Directive:
Copy only what lies from the line containing "Give me the React and" through the line containing "const completedCount = todos.filter((t)" in the entries below, keeping both end lines exact and dropping every picture.

Record extracts:
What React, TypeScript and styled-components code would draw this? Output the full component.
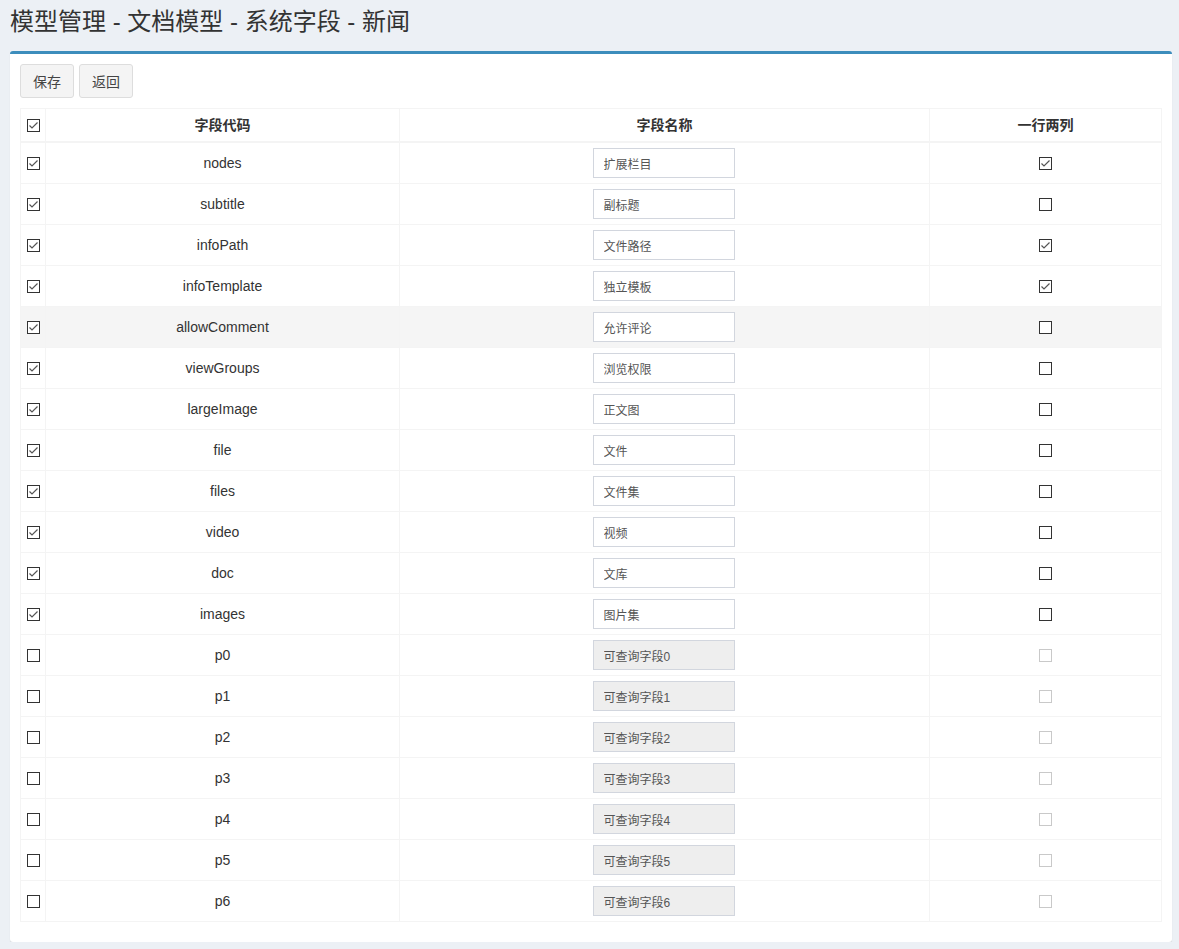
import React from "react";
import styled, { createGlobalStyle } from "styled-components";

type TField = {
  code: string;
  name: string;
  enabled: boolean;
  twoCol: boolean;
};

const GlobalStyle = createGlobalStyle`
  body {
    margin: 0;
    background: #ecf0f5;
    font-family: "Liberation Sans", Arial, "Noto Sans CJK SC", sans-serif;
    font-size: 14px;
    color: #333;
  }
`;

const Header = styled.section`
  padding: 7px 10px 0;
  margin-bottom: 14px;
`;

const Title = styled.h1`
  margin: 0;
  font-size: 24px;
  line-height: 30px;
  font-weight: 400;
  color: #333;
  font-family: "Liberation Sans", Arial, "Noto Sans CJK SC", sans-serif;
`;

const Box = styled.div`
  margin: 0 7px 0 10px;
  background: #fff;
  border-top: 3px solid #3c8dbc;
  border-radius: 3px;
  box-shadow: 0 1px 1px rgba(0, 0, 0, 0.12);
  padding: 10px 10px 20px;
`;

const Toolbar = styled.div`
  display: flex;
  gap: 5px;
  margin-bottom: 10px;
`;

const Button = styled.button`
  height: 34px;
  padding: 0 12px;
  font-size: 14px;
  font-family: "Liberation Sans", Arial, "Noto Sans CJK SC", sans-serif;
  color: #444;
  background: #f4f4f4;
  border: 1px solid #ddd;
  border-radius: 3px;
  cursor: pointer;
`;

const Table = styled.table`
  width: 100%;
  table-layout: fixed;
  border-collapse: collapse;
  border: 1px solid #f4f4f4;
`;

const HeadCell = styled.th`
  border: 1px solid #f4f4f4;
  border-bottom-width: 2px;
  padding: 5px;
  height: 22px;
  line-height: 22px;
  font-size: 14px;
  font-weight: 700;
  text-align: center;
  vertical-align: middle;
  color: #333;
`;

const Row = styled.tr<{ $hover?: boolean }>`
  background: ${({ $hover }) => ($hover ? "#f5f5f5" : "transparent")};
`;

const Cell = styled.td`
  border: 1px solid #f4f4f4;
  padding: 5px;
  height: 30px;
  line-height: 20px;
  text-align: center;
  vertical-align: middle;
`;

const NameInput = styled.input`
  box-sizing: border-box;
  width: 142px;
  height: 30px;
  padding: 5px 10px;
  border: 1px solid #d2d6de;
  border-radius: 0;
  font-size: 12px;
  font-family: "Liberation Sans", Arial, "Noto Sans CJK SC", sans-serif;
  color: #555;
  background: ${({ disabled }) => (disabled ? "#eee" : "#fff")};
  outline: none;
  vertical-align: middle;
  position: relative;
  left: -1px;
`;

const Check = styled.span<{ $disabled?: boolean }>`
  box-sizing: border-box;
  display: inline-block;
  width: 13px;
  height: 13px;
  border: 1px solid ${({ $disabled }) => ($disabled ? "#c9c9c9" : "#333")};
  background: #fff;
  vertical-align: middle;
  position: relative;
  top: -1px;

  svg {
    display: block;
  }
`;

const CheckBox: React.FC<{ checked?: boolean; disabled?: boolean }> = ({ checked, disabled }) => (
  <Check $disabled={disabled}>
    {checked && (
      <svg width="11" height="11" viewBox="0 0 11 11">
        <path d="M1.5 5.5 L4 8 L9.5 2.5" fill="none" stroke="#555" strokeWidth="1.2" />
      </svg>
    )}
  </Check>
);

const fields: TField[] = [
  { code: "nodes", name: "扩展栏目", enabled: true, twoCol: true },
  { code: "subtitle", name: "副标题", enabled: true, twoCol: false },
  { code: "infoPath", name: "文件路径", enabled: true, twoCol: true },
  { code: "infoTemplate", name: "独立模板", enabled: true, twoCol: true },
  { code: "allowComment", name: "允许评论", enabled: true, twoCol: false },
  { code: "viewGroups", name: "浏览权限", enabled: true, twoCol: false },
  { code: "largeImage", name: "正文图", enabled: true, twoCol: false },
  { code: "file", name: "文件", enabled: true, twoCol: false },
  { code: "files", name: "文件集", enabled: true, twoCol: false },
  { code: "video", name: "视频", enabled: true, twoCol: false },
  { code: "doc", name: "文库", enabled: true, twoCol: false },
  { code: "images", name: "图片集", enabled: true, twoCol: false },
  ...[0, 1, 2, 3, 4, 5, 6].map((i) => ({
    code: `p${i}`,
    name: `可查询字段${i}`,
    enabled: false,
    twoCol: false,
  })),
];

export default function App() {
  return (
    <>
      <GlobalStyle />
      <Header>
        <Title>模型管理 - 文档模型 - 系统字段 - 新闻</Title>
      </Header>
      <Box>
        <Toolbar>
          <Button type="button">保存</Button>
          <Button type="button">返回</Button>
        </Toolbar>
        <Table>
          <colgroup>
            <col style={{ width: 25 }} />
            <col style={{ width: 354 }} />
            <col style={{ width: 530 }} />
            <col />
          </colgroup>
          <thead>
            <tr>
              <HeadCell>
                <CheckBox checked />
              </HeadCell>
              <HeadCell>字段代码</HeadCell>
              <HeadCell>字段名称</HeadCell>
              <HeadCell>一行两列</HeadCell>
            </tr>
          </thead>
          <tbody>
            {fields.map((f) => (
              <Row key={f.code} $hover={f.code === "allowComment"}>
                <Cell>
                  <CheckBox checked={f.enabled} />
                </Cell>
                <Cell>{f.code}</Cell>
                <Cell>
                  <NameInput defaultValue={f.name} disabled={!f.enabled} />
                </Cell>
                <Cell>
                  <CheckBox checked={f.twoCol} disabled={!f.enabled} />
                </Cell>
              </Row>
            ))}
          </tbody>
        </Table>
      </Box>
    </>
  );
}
...
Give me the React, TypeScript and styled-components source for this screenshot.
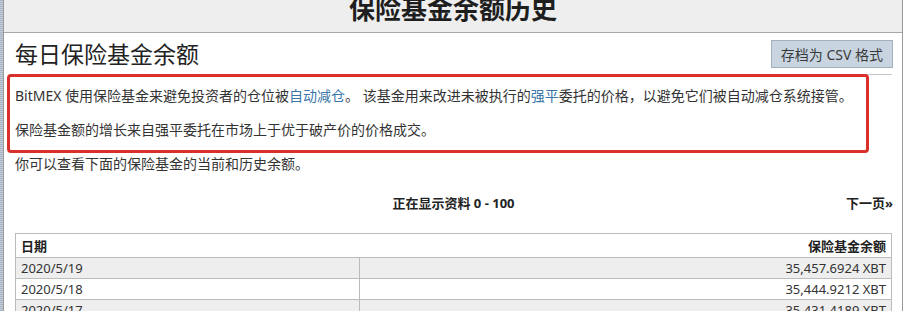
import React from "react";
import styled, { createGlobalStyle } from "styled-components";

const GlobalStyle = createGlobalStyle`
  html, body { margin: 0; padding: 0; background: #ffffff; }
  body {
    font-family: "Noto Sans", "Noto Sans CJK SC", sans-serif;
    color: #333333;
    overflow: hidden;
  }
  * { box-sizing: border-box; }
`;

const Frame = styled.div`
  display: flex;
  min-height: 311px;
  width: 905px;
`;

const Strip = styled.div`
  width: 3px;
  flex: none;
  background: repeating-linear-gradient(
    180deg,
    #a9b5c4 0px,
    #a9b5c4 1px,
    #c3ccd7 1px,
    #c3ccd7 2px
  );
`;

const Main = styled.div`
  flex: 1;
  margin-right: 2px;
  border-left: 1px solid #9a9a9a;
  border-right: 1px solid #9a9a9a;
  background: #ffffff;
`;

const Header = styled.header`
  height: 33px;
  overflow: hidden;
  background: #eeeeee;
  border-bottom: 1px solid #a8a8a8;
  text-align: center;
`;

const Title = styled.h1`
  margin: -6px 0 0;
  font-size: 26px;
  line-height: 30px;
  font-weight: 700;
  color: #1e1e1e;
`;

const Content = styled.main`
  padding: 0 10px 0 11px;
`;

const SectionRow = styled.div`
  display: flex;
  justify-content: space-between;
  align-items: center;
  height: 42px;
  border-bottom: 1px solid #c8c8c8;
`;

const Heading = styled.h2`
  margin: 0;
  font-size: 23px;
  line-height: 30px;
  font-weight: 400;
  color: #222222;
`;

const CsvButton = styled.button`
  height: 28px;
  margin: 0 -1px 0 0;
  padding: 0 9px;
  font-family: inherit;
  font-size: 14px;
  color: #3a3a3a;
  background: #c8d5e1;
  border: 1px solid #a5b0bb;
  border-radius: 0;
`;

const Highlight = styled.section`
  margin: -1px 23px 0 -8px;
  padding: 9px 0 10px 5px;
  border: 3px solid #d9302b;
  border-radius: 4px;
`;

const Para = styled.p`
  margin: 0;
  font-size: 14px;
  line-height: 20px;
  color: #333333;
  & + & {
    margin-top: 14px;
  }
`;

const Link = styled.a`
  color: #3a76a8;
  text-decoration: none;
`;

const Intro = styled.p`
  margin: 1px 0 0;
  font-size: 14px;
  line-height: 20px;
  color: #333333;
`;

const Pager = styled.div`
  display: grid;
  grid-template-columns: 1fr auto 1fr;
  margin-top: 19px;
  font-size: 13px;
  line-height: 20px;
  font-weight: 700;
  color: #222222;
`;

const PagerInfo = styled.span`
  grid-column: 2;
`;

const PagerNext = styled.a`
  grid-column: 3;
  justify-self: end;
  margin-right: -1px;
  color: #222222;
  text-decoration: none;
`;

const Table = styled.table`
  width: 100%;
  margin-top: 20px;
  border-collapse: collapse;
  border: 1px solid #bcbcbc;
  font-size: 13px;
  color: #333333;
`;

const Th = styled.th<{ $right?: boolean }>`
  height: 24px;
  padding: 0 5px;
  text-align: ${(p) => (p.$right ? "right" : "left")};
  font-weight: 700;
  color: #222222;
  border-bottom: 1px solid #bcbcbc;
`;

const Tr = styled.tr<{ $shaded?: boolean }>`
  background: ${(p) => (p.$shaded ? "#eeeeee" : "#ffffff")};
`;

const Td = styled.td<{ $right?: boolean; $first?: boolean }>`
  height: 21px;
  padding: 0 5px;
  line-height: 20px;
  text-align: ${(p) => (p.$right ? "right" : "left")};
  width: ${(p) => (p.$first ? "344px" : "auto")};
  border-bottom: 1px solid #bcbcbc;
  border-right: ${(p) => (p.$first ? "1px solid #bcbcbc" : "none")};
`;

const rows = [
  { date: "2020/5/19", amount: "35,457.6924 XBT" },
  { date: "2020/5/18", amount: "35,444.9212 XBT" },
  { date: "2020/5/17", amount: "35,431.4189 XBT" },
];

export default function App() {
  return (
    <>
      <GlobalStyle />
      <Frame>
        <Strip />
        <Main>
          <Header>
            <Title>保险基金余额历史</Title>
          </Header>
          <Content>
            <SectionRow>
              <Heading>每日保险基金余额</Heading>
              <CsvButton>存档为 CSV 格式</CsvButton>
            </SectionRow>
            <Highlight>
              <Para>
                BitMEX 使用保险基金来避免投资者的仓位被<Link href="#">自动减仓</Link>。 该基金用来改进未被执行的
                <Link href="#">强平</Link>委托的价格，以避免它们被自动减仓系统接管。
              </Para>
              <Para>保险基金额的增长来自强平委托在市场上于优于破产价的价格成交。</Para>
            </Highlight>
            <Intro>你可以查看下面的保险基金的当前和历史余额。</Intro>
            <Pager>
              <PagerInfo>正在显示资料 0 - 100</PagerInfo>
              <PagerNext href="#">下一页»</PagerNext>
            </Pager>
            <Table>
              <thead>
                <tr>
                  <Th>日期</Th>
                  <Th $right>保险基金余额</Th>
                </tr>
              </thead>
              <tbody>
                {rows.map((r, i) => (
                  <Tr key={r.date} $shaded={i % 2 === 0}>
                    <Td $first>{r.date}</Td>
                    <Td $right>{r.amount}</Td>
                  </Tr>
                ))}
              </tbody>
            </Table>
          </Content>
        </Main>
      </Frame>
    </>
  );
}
==
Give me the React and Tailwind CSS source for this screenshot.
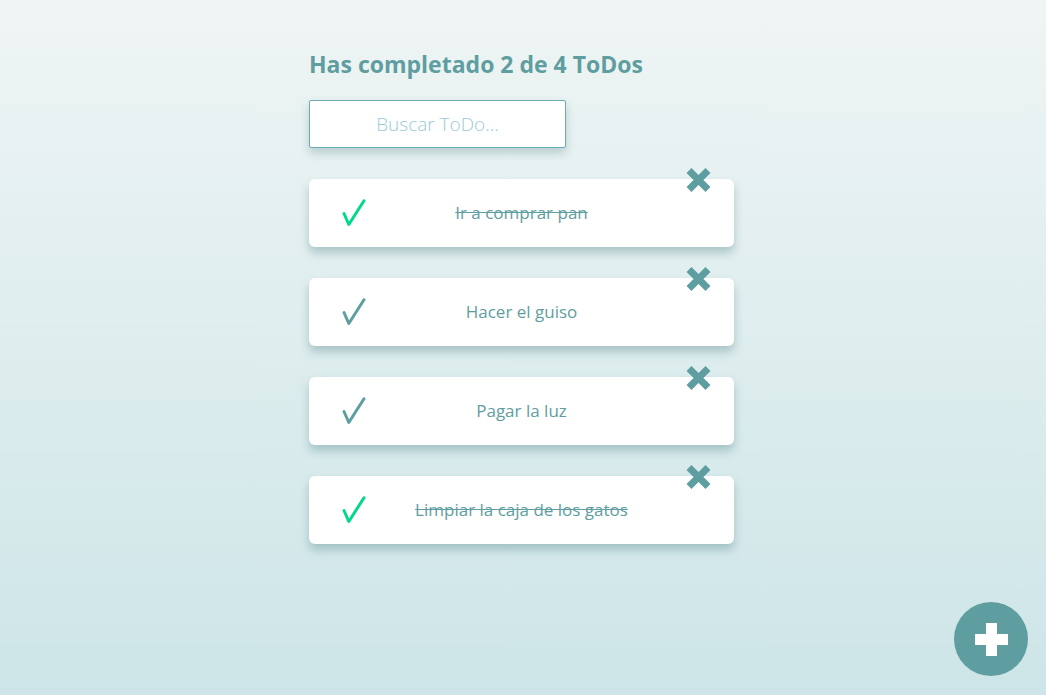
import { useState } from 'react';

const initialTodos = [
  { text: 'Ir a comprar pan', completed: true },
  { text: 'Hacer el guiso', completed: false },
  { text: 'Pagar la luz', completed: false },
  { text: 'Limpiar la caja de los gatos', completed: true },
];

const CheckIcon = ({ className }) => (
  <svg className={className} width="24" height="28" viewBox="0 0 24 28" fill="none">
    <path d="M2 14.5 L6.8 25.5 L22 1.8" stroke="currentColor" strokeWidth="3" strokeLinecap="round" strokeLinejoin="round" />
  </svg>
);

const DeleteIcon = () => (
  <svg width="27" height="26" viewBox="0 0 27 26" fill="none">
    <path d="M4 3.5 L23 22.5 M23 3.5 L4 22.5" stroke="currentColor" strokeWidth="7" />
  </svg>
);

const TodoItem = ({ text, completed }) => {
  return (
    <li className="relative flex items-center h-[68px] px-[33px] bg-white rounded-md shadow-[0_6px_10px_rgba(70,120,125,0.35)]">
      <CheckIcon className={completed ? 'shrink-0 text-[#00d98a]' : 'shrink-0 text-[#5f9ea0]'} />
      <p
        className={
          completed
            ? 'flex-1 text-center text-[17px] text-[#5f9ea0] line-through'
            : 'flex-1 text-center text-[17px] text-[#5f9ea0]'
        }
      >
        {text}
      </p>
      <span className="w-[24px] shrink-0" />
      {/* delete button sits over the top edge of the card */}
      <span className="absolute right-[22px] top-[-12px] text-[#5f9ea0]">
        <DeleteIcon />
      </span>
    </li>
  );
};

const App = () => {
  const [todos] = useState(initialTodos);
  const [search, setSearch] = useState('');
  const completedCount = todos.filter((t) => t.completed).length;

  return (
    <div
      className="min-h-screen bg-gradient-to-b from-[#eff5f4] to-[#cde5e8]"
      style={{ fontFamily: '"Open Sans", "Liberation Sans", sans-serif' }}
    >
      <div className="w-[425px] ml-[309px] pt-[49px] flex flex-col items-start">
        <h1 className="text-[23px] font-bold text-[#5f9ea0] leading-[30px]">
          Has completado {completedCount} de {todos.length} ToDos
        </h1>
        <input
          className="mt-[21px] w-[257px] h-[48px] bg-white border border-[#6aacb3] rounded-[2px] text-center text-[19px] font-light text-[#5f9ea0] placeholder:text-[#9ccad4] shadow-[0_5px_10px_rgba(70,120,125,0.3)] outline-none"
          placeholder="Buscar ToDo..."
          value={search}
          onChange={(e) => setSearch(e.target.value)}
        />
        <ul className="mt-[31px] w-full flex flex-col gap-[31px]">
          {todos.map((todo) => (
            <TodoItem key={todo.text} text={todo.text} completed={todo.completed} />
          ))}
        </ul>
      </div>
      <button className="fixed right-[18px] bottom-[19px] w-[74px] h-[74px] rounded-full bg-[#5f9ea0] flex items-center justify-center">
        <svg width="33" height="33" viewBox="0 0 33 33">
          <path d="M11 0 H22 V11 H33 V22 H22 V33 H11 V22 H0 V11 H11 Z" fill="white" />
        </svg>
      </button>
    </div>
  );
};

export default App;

The solution:
Give me the React and Tailwind CSS source for this screenshot.
import { useState } from 'react';

const initialTodos = [
  { text: 'Ir a comprar pan', completed: true },
  { text: 'Hacer el guiso', completed: false },
  { text: 'Pagar la luz', completed: false },
  { text: 'Limpiar la caja de los gatos', completed: true },
];

const CheckIcon = ({ className }) => (
  <svg className={className} width="24" height="28" viewBox="0 0 24 28" fill="none">
    <path d="M2 14.5 L6.8 25.5 L22 1.8" stroke="currentColor" strokeWidth="3" strokeLinecap="round" strokeLinejoin="round" />
  </svg>
);

const DeleteIcon = () => (
  <svg width="27" height="26" viewBox="0 0 27 26" fill="none">
    <path d="M4 3.5 L23 22.5 M23 3.5 L4 22.5" stroke="currentColor" strokeWidth="7" />
  </svg>
);

const TodoItem = ({ text, completed }) => {
  return (
    <li className="relative flex items-center h-[68px] px-[33px] bg-white rounded-md shadow-[0_6px_10px_rgba(70,120,125,0.35)]">
      <CheckIcon className={completed ? 'shrink-0 text-[#00d98a]' : 'shrink-0 text-[#5f9ea0]'} />
      <p
        className={
          completed
            ? 'flex-1 text-center text-[17px] text-[#5f9ea0] line-through'
            : 'flex-1 text-center text-[17px] text-[#5f9ea0]'
        }
      >
        {text}
      </p>
      <span className="w-[24px] shrink-0" />
      {/* delete button sits over the top edge of the card */}
      <span className="absolute right-[22px] top-[-12px] text-[#5f9ea0]">
        <DeleteIcon />
      </span>
    </li>
  );
};

const App = () => {
  const [todos] = useState(initialTodos);
  const [search, setSearch] = useState('');
  const completedCount = todos.filter((t) => t.completed).length;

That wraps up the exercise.